_Dataset content_.
>>

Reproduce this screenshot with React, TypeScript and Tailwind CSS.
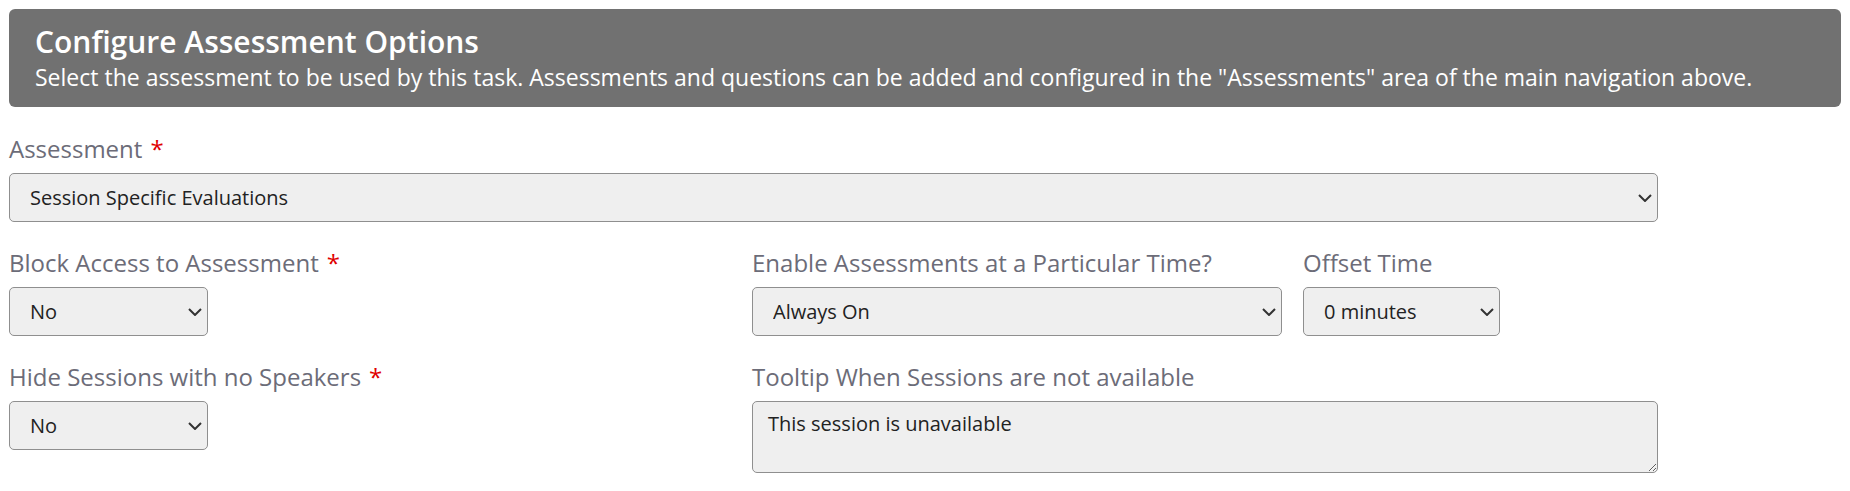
import React from 'react';

interface FieldProps {
  label: string;
  required?: boolean;
  children: React.ReactNode;
  className?: string;
}

const Field: React.FC<FieldProps> = ({ label, required, children, className = '' }) => (
  <div className={`flex flex-col gap-2 ${className}`}>
    <label className="text-[24px] leading-[32px] text-[#6c6c78]">
      {label}
      {required && <span className="ml-[8px] text-[#e00000]">*</span>}
    </label>
    {children}
  </div>
);

interface SelectBoxProps {
  value: string;
  options: string[];
  className?: string;
}

const SelectBox: React.FC<SelectBoxProps> = ({ value, options, className = '' }) => (
  <div className={`relative h-[49px] ${className}`}>
    <select
      defaultValue={value}
      className="h-full w-full appearance-none rounded-[5px] border border-[#8f8f8f] bg-[#efefef] pl-[20px] pr-[30px] text-[20px] text-[#222] outline-none"
    >
      {options.map((o) => (
        <option key={o}>{o}</option>
      ))}
    </select>
    <svg
      className="pointer-events-none absolute right-[6px] top-1/2 -translate-y-1/2"
      width="14"
      height="8"
      viewBox="0 0 14 8"
      fill="none"
    >
      <path d="M1 1l6 6 6-6" stroke="#333" strokeWidth="2" />
    </svg>
  </div>
);

export default function App() {
  return (
    <div className="min-h-screen bg-white p-[9px] font-['Open_Sans',sans-serif]">
      {/* Page heading */}
      <div className="rounded-[6px] bg-[#717171] px-[26px] pb-[15px] pt-[13px] text-white">
        <h1 className="text-[30px] font-semibold leading-[40px]">Configure Assessment Options</h1>
        <p className="text-[23px] leading-[30px]">
          Select the assessment to be used by this task. Assessments and questions can be added and
          configured in the "Assessments" area of the main navigation above.
        </p>
      </div>

      <div className="grid w-[1649px] grid-cols-[743px_906px] gap-y-[25px] pt-[26px]">
        <Field label="Assessment" required className="col-span-2">
          <SelectBox value="Session Specific Evaluations" options={['Session Specific Evaluations', 'General Evaluation']} />
        </Field>

        <Field label="Block Access to Assessment" required>
          <SelectBox value="No" options={['No', 'Yes']} className="w-[199px]" />
        </Field>

        <div className="flex gap-[21px]">
          <Field label="Enable Assessments at a Particular Time?">
            <SelectBox value="Always On" options={['Always On', 'At a Particular Time']} className="w-[530px]" />
          </Field>
          <Field label="Offset Time">
            <SelectBox value="0 minutes" options={['0 minutes', '5 minutes', '10 minutes', '15 minutes']} className="w-[197px]" />
          </Field>
        </div>

        <Field label="Hide Sessions with no Speakers" required>
          <SelectBox value="No" options={['No', 'Yes']} className="w-[199px]" />
        </Field>

        <Field label="Tooltip When Sessions are not available">
          <textarea
            defaultValue="This session is unavailable"
            className="h-[72px] w-full rounded-[5px] border border-[#8f8f8f] bg-[#efefef] px-[15px] pt-[8px] text-[20px] leading-[28px] text-[#222] outline-none"
          />
        </Field>
      </div>
    </div>
  );
}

<<

_Exercise prompt_. Show all lines above holding "with".

_The solution_.
Reproduce this screenshot with React, TypeScript and Tailwind CSS.
        <Field label="Hide Sessions with no Speakers" required>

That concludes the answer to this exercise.